Appellant's second assignment of error is that the trial court erred in entering the order appealed from. In support of this assignment, appellant endeavors to demonstrate that none of the grounds stated by the court for entering the order actually existed.

In considering this contention, we should have in mind the trial court's statement as to what occurred in chambers prior to the commencement of the divorce hearing. In the *713 "Additional Material to be Included in the Statement of Facts," the trial court described these events as follows:

"Prior to the commencement of trial of this cause counsel for both parties were called into chambers by me and an informal pre-trial conference was held during which period of time I asked both attorneys to state what matters they felt were most important and in what matters they were not in agreement on. Mr. Cook, for the plaintiff Ingeborg Rock, stated that the most important matter on which there was lack of agreement was on property division and that the plaintiff wife desired to be awarded the house owned by the parties in view of the fact that she was living there, would continue to be living there and it would be difficult for her to move at this time. Mr. Brink, for the defendant husband stated that their position was that the house should be sold, the proceeds divided, and that the wife could use her share of the proceeds to buy a cheaper place with lower monthly payments.

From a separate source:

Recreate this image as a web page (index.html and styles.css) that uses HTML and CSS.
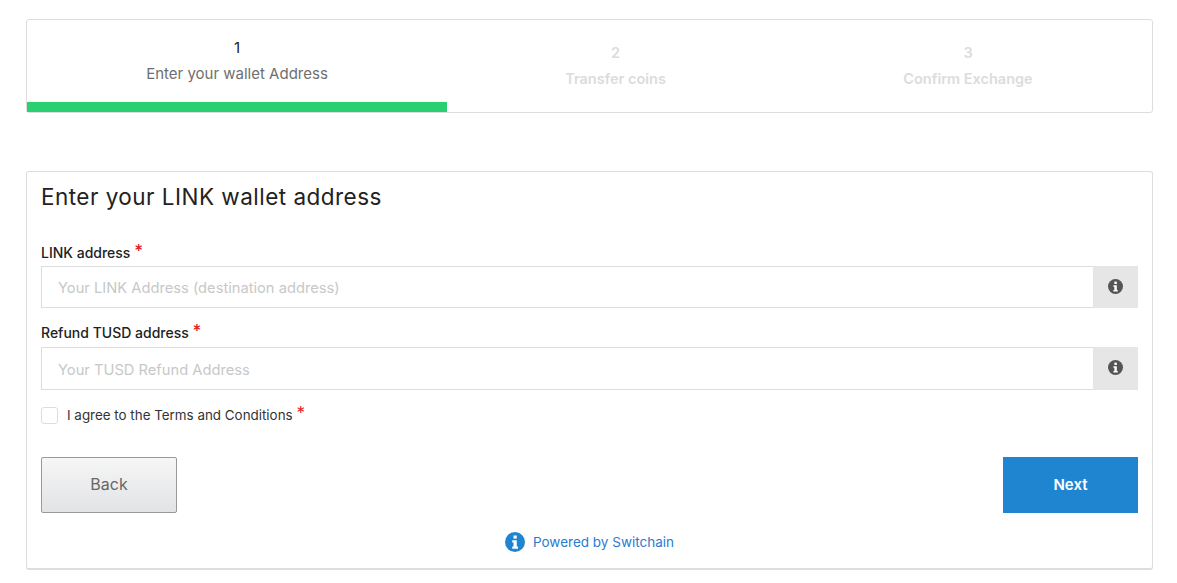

"In final argument the same positions were maintained, and additionally Mr. Cook for the plaintiff asserted that the children had become accustomed to the schools, the neighborhood, the surroundings and friends and that it would be unfortunate to order the house sold. Mr. Brink again argued against this position and asked that it be sold and had prior submitted a memorandum to the Court with regard to the court's authority to order a sale of the house. Mr. Cook, in aid of his final argument, submitted a written paper reiterating his position in argument, the needs of the wife as against her income and the income of the defendant husband. Also were considered her statement of expenses in running the home as she testified were accurately stated in the interrogatories submitted by defendant and answers thereto.[[1]]

These interrogatories and answers should be made a part of the record by attachment hereto as evidence considered by the Court during the trial. All of these matters were *714 based upon Mrs. Rock remaining in the house unmarried, and with her income situation unchanged."

[4] Appellant argues that respondent had already had a fair trial in the divorce action, and hence it was an abuse of discretion to grant him a new trial, citing Rettinger v. Bresnahan, 42 Wn. (2d) 631, 257 P. (2d) 633 (1953). That case recognizes our rule that the trial court's discretion in granting or denying a new trial will not be reversed on appeal "unless it can be said from the record that the court abused its discretion."

We have also held many times that a much stronger showing is required to overturn an order granting a new trial than is required to overturn an order denying a new trial. State v. Taylor, 60 Wn. (2d) 32, 371 P. (2d) 617 (1962), and cases cited therein.

The trial court's order in the present case (quoted above) describes in detail the court's reasons for granting respondent a new trial, and states, in conclusion, that substantial justice has not been done.

From our examination of the record, we are unable to say that the trial court abused its discretion in granting a new trial, and, therefore, its order is in all respects affirmed.



[*] Reported in 384 P. (2d) 347.

[1] On November 29, 1961 (which was thirty days before she married Mr. John), appellant answered certain interrogatories as follows: "28. What is Mr. Walter John's present address? Plaintiff does not know. 29. What is Mr. Walter John's present employment? Plaintiff does not know.... 36. Have you consented to marry Mr. Walter John after entry of a decree of divorce in this case? No.... 39. What are your plans with regard to where you are going to live after the entry of a decree of divorce? 2320 N.W. Blue Ridge Drive, Seattle 77, Washington."